A resurgent Red Brigade group smashed earlier this week was ready to strike using automatic weapons and fake police uniforms, Italian officials said Thursday.
The arms cache discovered Wednesday near Padua, officials said, included a kalashnikov, an Uzi, three hand guns, bulletproof vests and the fake uniforms.
It showed the "operational efficiency the group had reached and the danger they posed," the government said.
"It was the complete equipment needed to carry out any kind of attack," police said.
Premier Romano Prodi said authorities would have to come up with "a much stronger analysis and surveillance" of "a phenomenon that has not been completely uprooted".
"We have to be vigilant now and perhaps for a long time in the future," Prodi said, amid signs that the suspects arrested Monday enjoyed continued support in far-left circles.
""We must never let our guard down," the premier said, urging the trade union movement to show "greater vigilance" against being infiltrated.

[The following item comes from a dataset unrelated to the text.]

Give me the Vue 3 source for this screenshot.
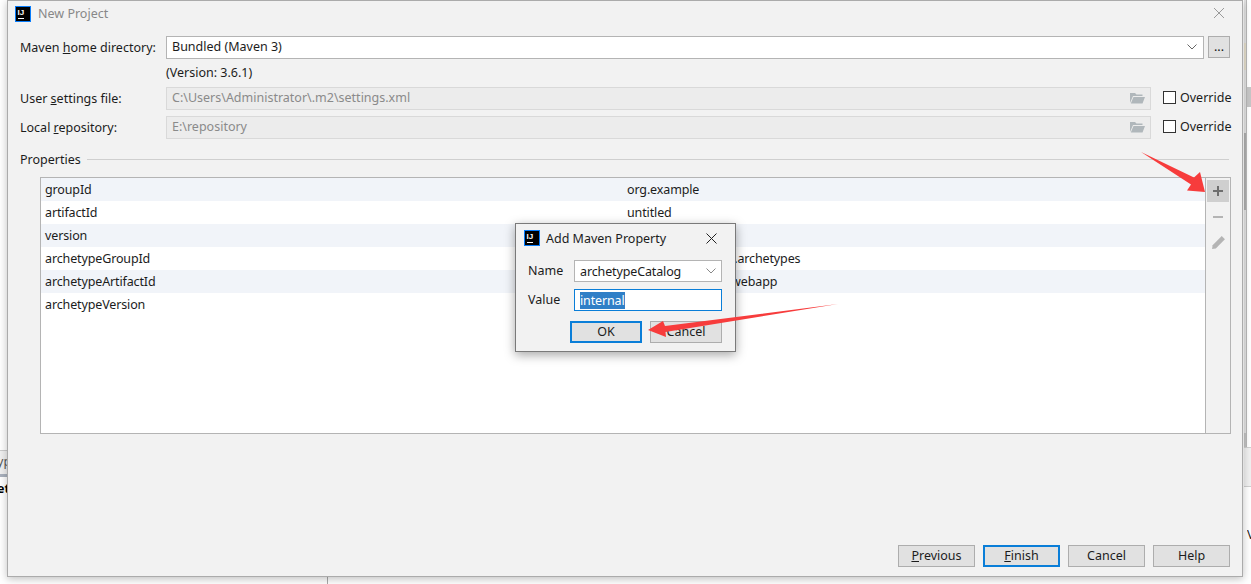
<script setup>
const rows = [
  { k: 'groupId', v: 'org.example' },
  { k: 'artifactId', v: 'untitled' },
  { k: 'version', v: '1.0-SNAPSHOT' },
  { k: 'archetypeGroupId', v: 'org.apache.maven.archetypes' },
  { k: 'archetypeArtifactId', v: 'maven-archetype-webapp' },
  { k: 'archetypeVersion', v: 'RELEASE' }
]
</script>

<template>
  <div class="desk">
    <div class="behind">
      <div class="peek-tab"><span>yp</span></div>
      <div class="peek-bold"><span>et</span></div>
      <div class="peek-line"></div>
      <div class="peek-marks"><i></i><i></i></div>
      <div class="peek-right">V</div>
      <div class="strip"></div>
      <div class="strip-line"></div>
      <div class="strip-tan"></div>
      <div class="strip-dark"></div>
      <div class="strip-dark low"></div>
      <div class="strip-thumb"></div>
      <div class="strip-band"></div>
    </div>

    <main class="dialog">
      <header class="title">
        <svg class="logo" viewBox="0 0 16 16" width="16" height="16">
          <rect x="0.5" y="0.5" width="15" height="15" fill="#000" stroke="#087cfa" />
          <text x="2.500" y="9" font-size="8" font-weight="700" fill="#fff" font-family="Liberation Sans, sans-serif">IJ</text>
          <rect x="3" y="12" width="6" height="1" fill="#fff" />
        </svg>
        <span class="title-text">New Project</span>
        <svg class="close" viewBox="0 0 12 12" width="12" height="12">
          <path d="M1 1l10 10M11 1L1 11" stroke="#9a9a9a" stroke-width="1" fill="none" />
        </svg>
      </header>

      <section class="form">
        <div class="row">
          <label class="lbl">Maven <u>h</u>ome directory:</label>
          <div class="field combo">
            <span>Bundled (Maven 3)</span>
            <svg viewBox="0 0 10 6" width="10" height="6"><path d="M0.500 0.500l4.500 4.500 4.500-4.500" stroke="#666" fill="none" /></svg>
          </div>
          <button class="dots">...</button>
        </div>
        <div class="version">(Version: 3.6.1)</div>
        <div class="row r-user">
          <label class="lbl">User <u>s</u>ettings file:</label>
          <div class="field off">
            <span>C:\Users\Administrator\.m2\settings.xml</span>
            <svg class="folder" viewBox="0 0 15 12" width="15" height="12"><path d="M0 1h5l1.500 1.500h6V4H3L0 11z M3.500 5H15l-2.500 6.500H0.800z" fill="#b0b7bb" /></svg>
          </div>
          <label class="chk"><i></i>Override</label>
        </div>
        <div class="row r-local">
          <label class="lbl">Local <u>r</u>epository:</label>
          <div class="field off">
            <span>E:\repository</span>
            <svg class="folder" viewBox="0 0 15 12" width="15" height="12"><path d="M0 1h5l1.500 1.500h6V4H3L0 11z M3.500 5H15l-2.500 6.500H0.800z" fill="#b0b7bb" /></svg>
          </div>
          <label class="chk"><i></i>Override</label>
        </div>
        <div class="sep"><span>Properties</span><b></b></div>

        <div class="table">
          <div class="rows">
            <div v-for="r in rows" :key="r.k" class="tr">
              <span class="k">{{ r.k }}</span><span class="v">{{ r.v }}</span>
            </div>
          </div>
          <aside class="tools">
            <div class="tool on">
              <svg viewBox="0 0 12 12" width="12" height="12"><path d="M5 1h2v4h4v2H7v4H5V7H1V5h4z" fill="#6e6e6e" /></svg>
            </div>
            <div class="tool">
              <svg viewBox="0 0 12 12" width="12" height="12"><rect x="1" y="5" width="10" height="2" fill="#b4b4b4" /></svg>
            </div>
            <div class="tool">
              <svg viewBox="0 0 14 14" width="15" height="15"><path d="M10 1l3 3-8.500 8.500L1 13l0.500-3.500z" fill="#b4b4b4" /></svg>
            </div>
          </aside>
        </div>
      </section>

      <footer class="foot">
        <button class="btn"><u>P</u>revious</button>
        <button class="btn primary"><u>F</u>inish</button>
        <button class="btn">Cancel</button>
        <button class="btn">Help</button>
      </footer>
    </main>

    <div class="mini">
      <header class="mini-title">
        <svg viewBox="0 0 16 16" width="16" height="16">
          <rect x="0.5" y="0.5" width="15" height="15" fill="#000" stroke="#087cfa" />
          <text x="2.500" y="9" font-size="8" font-weight="700" fill="#fff" font-family="Liberation Sans, sans-serif">IJ</text>
          <rect x="3" y="12" width="6" height="1" fill="#fff" />
        </svg>
        <span>Add Maven Property</span>
        <svg class="mini-x" viewBox="0 0 11 11" width="11" height="11"><path d="M0.500 0.500l10 10M10.500 0.500l-10 10" stroke="#222" fill="none" /></svg>
      </header>
      <div class="mini-row">
        <label>Name</label>
        <div class="mini-field">archetypeCatalog
          <svg viewBox="0 0 10 6" width="10" height="6"><path d="M0.500 0.500l4.500 4.500 4.500-4.500" stroke="#888" fill="none" /></svg>
        </div>
      </div>
      <div class="mini-row second">
        <label>Value</label>
        <div class="mini-field focus"><span class="sel">internal</span></div>
      </div>
      <div class="mini-btns">
        <button class="btn mb primary">OK</button>
        <button class="btn mb">Cancel</button>
      </div>
    </div>

    <svg class="arrows" viewBox="0 0 1251 584" width="1251" height="584">
      <path d="M1141 152L1194 177.500L1200 172L1205 192L1187 190.500L1191 184.500Z" fill="#f73c3c" />
      <path d="M838 304L665 326L663 321L648 330L666 337L665.500 332Z" fill="#f73c3c" />
    </svg>
  </div>
</template>

<style>
html, body { margin: 0; background: #fff; }
</style>

<style scoped>
.desk {
  position: relative;
  width: 1251px;
  height: 584px;
  overflow: hidden;
  background: #fff;
  font-family: "Noto Sans", "Open Sans", sans-serif;
  font-size: 12.5px;
  color: #1c1c1c;
}
.behind > * { position: absolute; }
.peek-tab { left: 0; top: 450px; width: 8px; height: 27px; background: #f0f0f0; border-top: 1px solid #ccc; border-bottom: 3px solid #a9b1bd; box-sizing: border-box; overflow: hidden; line-height: 22px; color: #555; }
.peek-tab span { display: block; margin-left: -3px; white-space: nowrap; }
.peek-bold { left: 0; top: 480px; font-weight: 700; width: 8px; overflow: hidden; line-height: 18px; color: #000; }
.peek-bold span { display: block; margin-left: -3px; }
.peek-line { left: 327px; top: 577px; width: 1px; height: 7px; background: #aaa; }
.peek-marks i { position: absolute; top: 575px; width: 5px; height: 2px; background: #333; }
.peek-marks i:first-child { left: 347px; }
.peek-marks i:last-child { left: 401px; }
.peek-right { left: 1247px; top: 526px; color: #222; width: 4px; overflow: hidden; }
.strip { left: 1244px; top: 0; width: 3px; height: 447px; background: #e3e3e3; }
.strip-line { left: 1246px; top: 0; width: 1px; height: 447px; background: #b9b9b9; }
.strip-tan { left: 1244px; top: 43px; width: 2px; height: 27px; background: #e6dfcc; }
.strip-dark { left: 1244px; top: 133px; width: 2px; height: 77px; background: #b0b0b0; }
.strip-dark.low { top: 433px; height: 14px; background: #c4c4c4; }
.strip-thumb { left: 1247px; top: 87px; width: 4px; height: 20px; background: #c6c6c6; }
.strip-band { left: 1244px; top: 447px; width: 7px; height: 38px; background: #f0f0f0; border-top: 1px solid #d0d0d0; border-bottom: 1px solid #cfcfcf; }

.dialog {
  position: absolute;
  left: 7px;
  top: 0;
  width: 1236px;
  height: 577px;
  box-sizing: border-box;
  display: flex;
  flex-direction: column;
  background: #f2f2f2;
  border: 1px solid #ababab;
  box-shadow: 0 2px 8px rgba(0, 0, 0, 0.25);
}
.title { height: 27px; padding: 5px 0 0 7px; display: flex; align-items: flex-start; box-sizing: border-box; flex: none; }
.logo { flex: none; }
.title-text { margin-left: 7px; color: #888; line-height: 16px; }
.close { margin-left: auto; margin-right: 17px; margin-top: 1px; }

.form { padding: 8px 12px 0 12px; flex: 1; }
.row { display: flex; align-items: center; height: 23px; }
.lbl { width: 146px; flex: none; white-space: nowrap; padding-bottom: 1px; }
.field {
  flex: 1;
  height: 23px;
  box-sizing: border-box;
  border: 1px solid #b4b4b4;
  background: #fff;
  padding: 0 6px 2px 5px;
  display: flex;
  align-items: center;
  justify-content: space-between;
  line-height: 18px;
}
.dots { width: 22px; height: 22px; margin-left: 4px; padding: 0; border: 1px solid #adadad; background: #e1e1e1; font: inherit; line-height: 18px; color: #111; align-self: flex-start; }
.version { margin: 4px 0 0 146px; height: 20px; line-height: 20px; }
.r-user { margin-top: 4px; }
.r-local { margin-top: 6px; }
.off { background: #ececec; border-color: #d9d9d9; color: #8a8a8a; }
.folder { margin-right: -1px; }
.chk { width: 67px; margin-left: 12px; flex: none; display: flex; align-items: center; white-space: nowrap; padding-bottom: 2px; }
.chk i { width: 11px; height: 11px; border: 1px solid #333; background: #fff; margin-right: 4px; flex: none; }
.sep { display: flex; align-items: center; margin-top: 10px; height: 20px; }
.sep b { flex: 1; height: 1px; background: #cfcfcf; margin-left: 6px; margin-right: 1px; }
.table {
  margin: 8px 0 0 20px;
  width: 1191px;
  height: 257px;
  box-sizing: border-box;
  border: 1px solid #b4b4b4;
  background: #fff;
  display: flex;
}
.rows { flex: 1; letter-spacing: -0.13px; }
.tr { height: 23px; line-height: 23px; display: flex; padding-left: 4px; }
.tr:nth-child(odd) { background: #f1f4f9; }
.k { width: 582px; flex: none; }
.tools { width: 25px; flex: none; border-left: 1px solid #b4b4b4; background: #f2f2f2; padding: 2px 1px; box-sizing: border-box; }
.tool { width: 22px; height: 22px; margin-bottom: 3px; display: flex; align-items: center; justify-content: center; }
.tool.on { background: #cfcfcf; margin-bottom: 4px; }
.foot { height: 31px; box-sizing: border-box; padding: 0 12px 9px 0; display: flex; justify-content: flex-end; gap: 8px; flex: none; }
.btn { width: 77px; height: 22px; box-sizing: border-box; padding: 0; border: 1px solid #adadad; background: #e1e1e1; font: inherit; color: #1c1c1c; line-height: 18px; }
.btn.primary { border: 2px solid #0a7ed8; }

.mini {
  position: absolute;
  left: 515px;
  top: 223px;
  width: 221px;
  height: 129px;
  box-sizing: border-box;
  background: #f2f2f2;
  border: 1px solid #7a7a7a;
  box-shadow: 0 3px 10px rgba(0, 0, 0, 0.35);
  padding: 5px 13px 0 12px;
}
.mini-title { display: flex; align-items: center; height: 18px; margin-left: -4px; margin-right: -1px; }
.mini-title span { margin-left: 6px; }
.mini-x { margin-left: auto; margin-right: 6px; }
.mini-row { display: flex; align-items: center; margin-top: 13px; height: 22px; }
.mini-row.second { margin-top: 7px; }
.mini-row label { width: 46px; flex: none; padding-bottom: 1px; }
.mini-field { flex: 1; height: 22px; box-sizing: border-box; border: 1px solid #b4b4b4; background: #fff; padding: 0 5px; display: flex; align-items: center; justify-content: space-between; line-height: 17px; letter-spacing: -0.13px; }
.mini-field.focus { border-color: #0a7ed8; justify-content: flex-start; }
.sel { background: #2f7fc7; color: #fff; line-height: 17px; }
.mini-btns { display: flex; justify-content: flex-end; gap: 8px; margin-top: 10px; }
.btn.mb { width: 72px; }
.arrows { position: absolute; left: 0; top: 0; pointer-events: none; }
</style>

Seven members of Italy's largest union CGIL were among the 15 suspects grabbed Monday with plans to hit a government aide and other targets.
In the wake of the police round-up, slogans supporting the suspected terrorists have been appearing on northern factories and websites run by far-left movements.
Among those in the terrorists' sights was labour ministry consultant Pietro Ichino, who has been under police escort since March 2002.
Ichino was given the escort right after the Red Brigades murdered labour ministry consultant Marco Biagi in Bologna.
Biagi was the second ministry aide to be shot down after Massimo D'Antona was killed by the Red Brigades in Rome in May 1999.
Other targets being considered by the terrorists included a villa in Milan owned by ex-premier Silvio Berlusconi, transmission towers for Berlusconi's private TV empire and Rupert Murdoch's Sky Italia, the Milan offices of conservative daily Libero, and facilities belonging to oil giant ENI.
The government said Thursday that none of these targets had been in "direct and immediate" danger but security around them had now been stiffened.
Italian police have been trying for years to mop up the remnants of the terror group that claimed dozens of lives in the 1970s and '80s including that of Christian Democrat statesman Aldo Moro in 1978.
The new group has apparently been trying to recruit members in universities, factories and extraparliamentary leftist movements - as happened in the '70s.